I’ll try to be more succinct in future comments, I promise 🙂
Hello Stephen, nice to hear from new readers.
I’ve never encountered a psychoanalytical view of Give My Regards to Broadstreet; I think that, in combination with Lacan, would make my head hurt. 🙂
Thanks Karen, I remember being astonished that someone would actually go to great lengths devoting a whole chapter of a book to a Lacanian study of what is largely a curio for Beatles fanatics. What’s even more astonishing is the close reading he provides.
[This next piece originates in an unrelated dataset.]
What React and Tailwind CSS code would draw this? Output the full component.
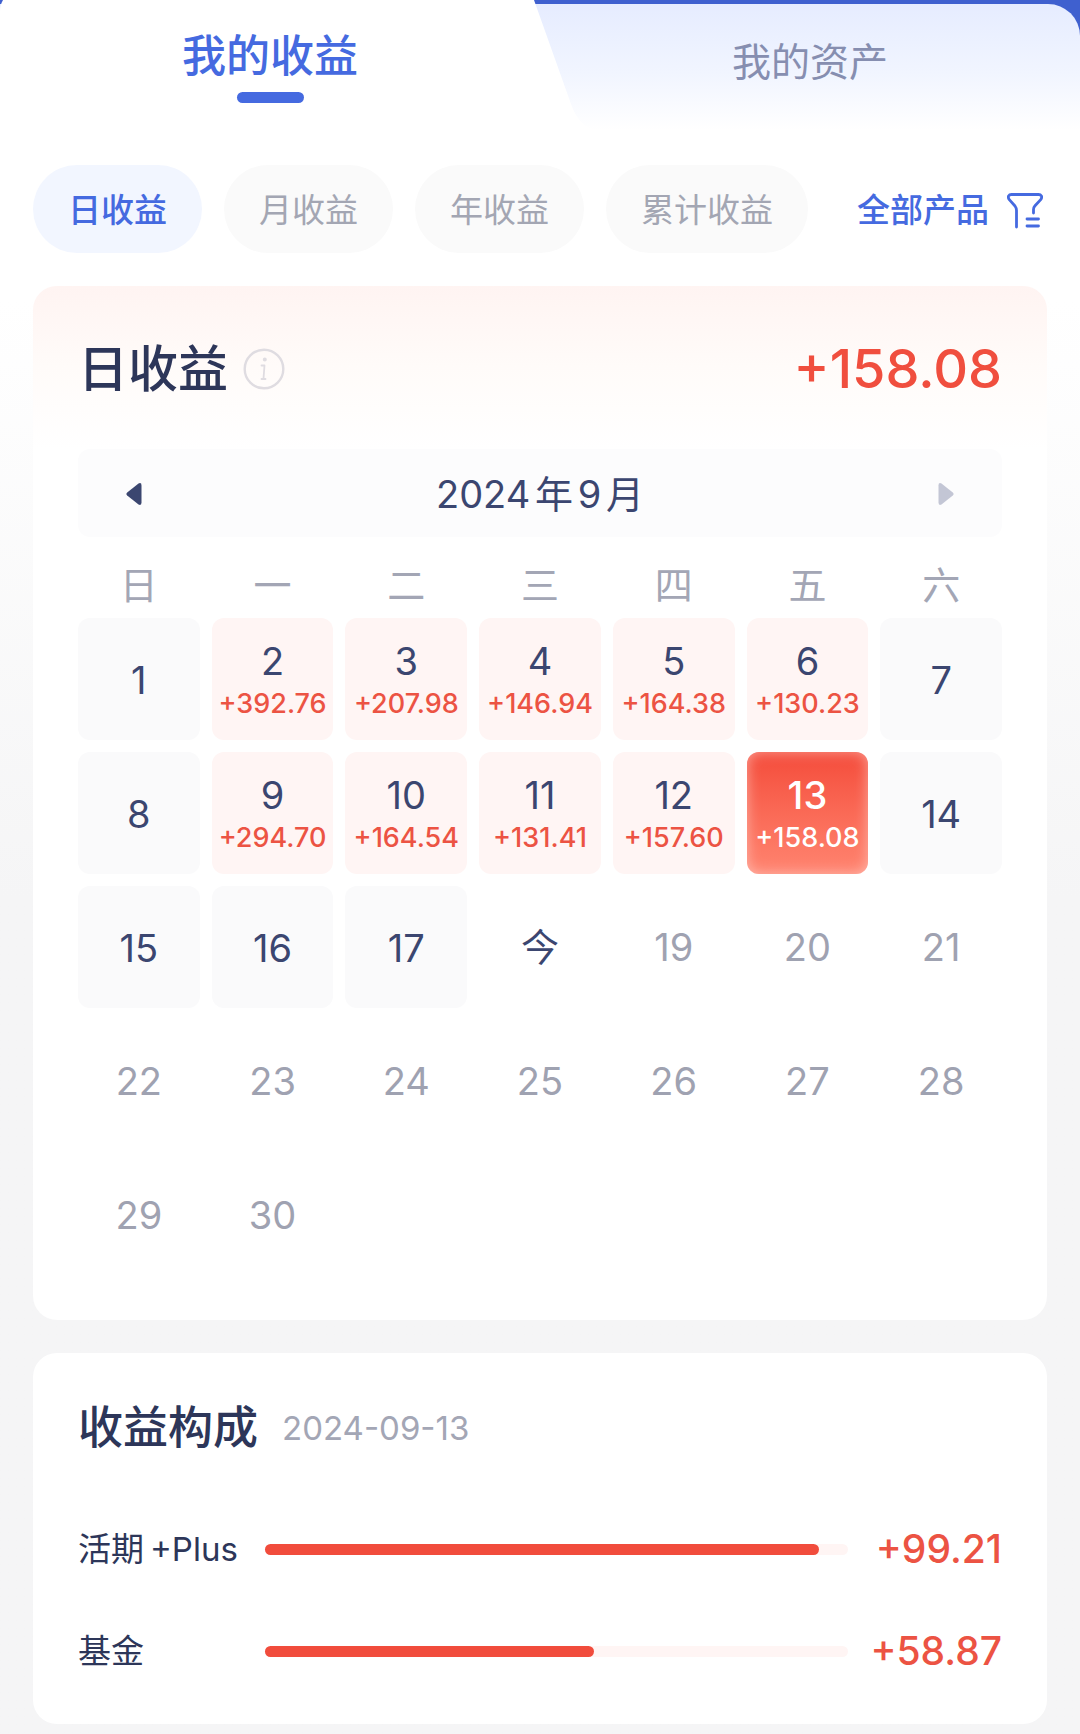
import React, { useState } from 'react';
import clsx from 'clsx';

const TABS = ['我的收益', '我的资产'];
const PERIODS = ['日收益', '月收益', '年收益', '累计收益'];
const WEEKDAYS = ['日', '一', '二', '三', '四', '五', '六'];
const TODAY = 18;
const DAYS_IN_MONTH = 30;

const EARNINGS = {
  2: '+392.76',
  3: '+207.98',
  4: '+146.94',
  5: '+164.38',
  6: '+130.23',
  9: '+294.70',
  10: '+164.54',
  11: '+131.41',
  12: '+157.60',
  13: '+158.08',
};

const COMPOSITION = [
  { name: '活期', suffix: '+Plus', amount: '+99.21', percent: 95 },
  { name: '基金', suffix: '', amount: '+58.87', percent: 56.5 },
];

function FilterIcon() {
  return (
    <svg viewBox="0 0 36 36" className="size-9" fill="none" stroke="currentColor" strokeWidth="2.8" strokeLinecap="round" strokeLinejoin="round" aria-hidden="true">
      <path d="M9.5 34V17.5Q9.5 15 8 13L2.3 6.6Q0.8 4.4 1.6 2.9Q2.4 1.5 4.5 1.5H31.5Q33.6 1.5 34.4 2.9Q35.2 4.4 33.7 6.6L28 12.8Q26.5 14.5 26.5 16.5V20" />
      <path d="M20 26H31.5M20 33H31.5" />
    </svg>
  );
}

function InfoIcon() {
  return (
    <svg viewBox="0 0 42 42" className="size-[42px]" fill="none" stroke="#dfdce1" strokeWidth="2.4" strokeLinecap="round" strokeLinejoin="round" aria-hidden="true">
      <circle cx="21" cy="21" r="19.3" />
      <path d="M18.5 17.5H21.5L20.5 30.5M18.5 31H22.5" strokeWidth="1.8" />
      <circle cx="21.8" cy="11.5" r="1.2" fill="#dfdce1" strokeWidth="1.6" />
    </svg>
  );
}

function Header({ tab, setTab }) {
  return (
    <header className="relative h-[130px] bg-[#3f60cf]">
      <div className="absolute inset-x-0 top-1 bottom-0 rounded-tr-[32px] bg-white bg-linear-to-b from-[#e6ecff] via-[#f1f5ff] via-55% to-white" />
      <svg viewBox="0 0 600 130" className="absolute top-0 left-0 h-[130px] w-[600px]" aria-hidden="true">
        <path d="M3 0H534L571 104Q580 130 600 130H0V12Q0 5 3 0Z" fill="#fff" />
      </svg>
      <div className="relative grid h-full grid-cols-2" role="tablist">
        {TABS.map((name, i) => (
          <button
            key={name}
            role="tab"
            aria-selected={tab === i}
            onClick={() => setTab(i)}
            className={clsx(
              'flex flex-col items-center',
              tab === i ? 'pt-[26px] text-[44px] leading-[60px] font-medium text-[#456ae0]' : 'pt-[34px] text-[39px] leading-[56px] text-[#868eb0]'
            )}
          >
            {name}
            {tab === i && <span className="mt-1.5 h-[11px] w-[67px] rounded-full bg-[#456ae0]" />}
          </button>
        ))}
      </div>
    </header>
  );
}

function DayCell({ day, selected, onSelect }) {
  const amount = EARNINGS[day];
  const isPast = day < TODAY;

  return (
    <button
      onClick={() => onSelect(day)}
      className={clsx(
        'flex h-[122px] flex-col items-center justify-center rounded-xl',
        isPast && 'pt-0.5',
        selected && 'bg-linear-to-b from-[#f44b3a] to-[#ff8470] font-medium text-white shadow-[inset_0_0_14px_rgba(255,220,215,0.6)]',
        !selected && amount && 'bg-[#fff5f4] text-[#3b4670]',
        !selected && !amount && isPast && 'bg-[#fafafb] text-[#3b4670]',
        day === TODAY && 'text-[#3b4670]',
        day > TODAY && 'text-[#9fa2b1]'
      )}
    >
      <span className="text-[38px] leading-[48px]">{day === TODAY ? '今' : day}</span>
      {amount && (
        <span className={clsx('text-[27px] leading-[38px] font-medium', selected ? 'text-white' : 'text-[#ec5343]')}>
          {amount}
        </span>
      )}
    </button>
  );
}

function CalendarCard() {
  const [selectedDay, setSelectedDay] = useState(13);
  const days = Array.from({ length: DAYS_IN_MONTH }, (_, i) => i + 1);

  return (
    <section className="rounded-3xl bg-white bg-linear-to-b from-[#fff4f2] via-[#fffbf9] via-[80px] to-white to-[164px] px-[45px] pb-11">
      <div className="flex h-[163px] items-center justify-between pt-0.5">
        <div className="flex items-center gap-[15px]">
          <h2 className="text-[50px] leading-[60px] font-medium text-[#2d3659]">日收益</h2>
          <button aria-label="收益说明">
            <InfoIcon />
          </button>
        </div>
        <span className="text-[54px] leading-[60px] font-medium text-[#f04e3e]">+158.08</span>
      </div>

      {/* Month switcher */}
      <div className="flex h-[88px] items-center justify-between rounded-xl bg-[#fcfcfd] px-12 pt-0.5">
        <button aria-label="上个月" className="text-[#3b4670]">
          <svg viewBox="0 0 16 24" className="h-6 w-4" fill="currentColor" aria-hidden="true">
            <path d="M12.5 1.5Q15.5 0 15.5 3.5V20.5Q15.5 24 12.5 22.5L1.2 13.6Q-0.4 12 1.2 10.4Z" />
          </svg>
        </button>
        <span className="text-[38px] leading-[48px] text-[#3b4670] [text-autospace:normal]">2024年9月</span>
        <button aria-label="下个月" className="text-[#c3c6d5]">
          <svg viewBox="0 0 16 24" className="h-6 w-4" fill="currentColor" aria-hidden="true">
            <path d="M3.5 1.5Q0.5 0 0.5 3.5V20.5Q0.5 24 3.5 22.5L14.8 13.6Q16.4 12 14.8 10.4Z" />
          </svg>
        </button>
      </div>

      <div className="mt-[23px] mb-2 grid grid-cols-7 gap-3 text-center text-[38px] leading-[50px] text-[#a3a6b5]">
        {WEEKDAYS.map((name) => (
          <span key={name}>{name}</span>
        ))}
      </div>
      <div className="grid grid-cols-7 gap-3">
        {days.map((day) => (
          <DayCell key={day} day={day} selected={day === selectedDay} onSelect={setSelectedDay} />
        ))}
      </div>
    </section>
  );
}

function CompositionCard() {
  return (
    <section className="rounded-3xl bg-white px-[45px] py-[43px]">
      <div className="flex items-center gap-6">
        <h2 className="text-[45px] leading-[64px] font-medium text-[#2d3659]">收益构成</h2>
        <span className="text-[33px] leading-[64px] text-[#a3a6b5]">2024-09-13</span>
      </div>
      <ul className="mt-[59px] flex flex-col gap-[42px]">
        {COMPOSITION.map((item) => (
          <li key={item.name} className="grid grid-cols-[187px_1fr_154px] items-center leading-[60px]">
            <div className="flex gap-1.5 text-[33px] text-[#2d3659]">
              <span>{item.name}</span>
              {item.suffix && <span>{item.suffix}</span>}
            </div>
            <div className="h-[11px] rounded-full bg-[#fff5f4]">
              <div className="h-full rounded-full bg-[#f14c3c]" style={{ width: `${item.percent}%` }} />
            </div>
            <span className="text-right text-[39px] font-medium text-[#ec5343]">{item.amount}</span>
          </li>
        ))}
      </ul>
    </section>
  );
}

export default function App() {
  const [tab, setTab] = useState(0);
  const [period, setPeriod] = useState(0);

  return (
    <div className="min-h-screen bg-[#f5f5f6] bg-linear-to-b from-white from-[300px] to-[#f5f5f6] to-[900px] pb-2 font-['Inter','Noto_Sans_CJK_SC',sans-serif]">
      <Header tab={tab} setTab={setTab} />
      <main className="flex flex-col gap-[33px] px-[33px] pt-[35px]">
        <div className="flex items-center justify-between">
          <div className="flex gap-[22px]">
            {PERIODS.map((name, i) => (
              <button
                key={name}
                onClick={() => setPeriod(i)}
                className={clsx(
                  'h-[88px] rounded-full px-[35px] pt-1 text-[33px] whitespace-nowrap',
                  period === i ? 'bg-[#f2f6ff] font-medium text-[#456ae0]' : 'bg-[#fafafa] text-[#a3a6b3]'
                )}
              >
                {name}
              </button>
            ))}
          </div>
          <button className="flex items-center gap-[18px] pt-1 pr-1 text-[33px] font-medium whitespace-nowrap text-[#456ae0]">
            全部产品
            <FilterIcon />
          </button>
        </div>
        <CalendarCard />
        <CompositionCard />
      </main>
    </div>
  );
}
I remember considering it a somewhat plausible interpretation of the film, which I’d watched not long before when it aired on Bravo in 1996 or 97. 20 years on, I’ve forgotten whatever I once knew about Lacan and all the details from the film, so I’d be curious to revisit both but I’m not sure I’ll find the time. What I might find the time for is a Jungian/Hillmanian reading of Let It Be, if the damn thing is every officially released!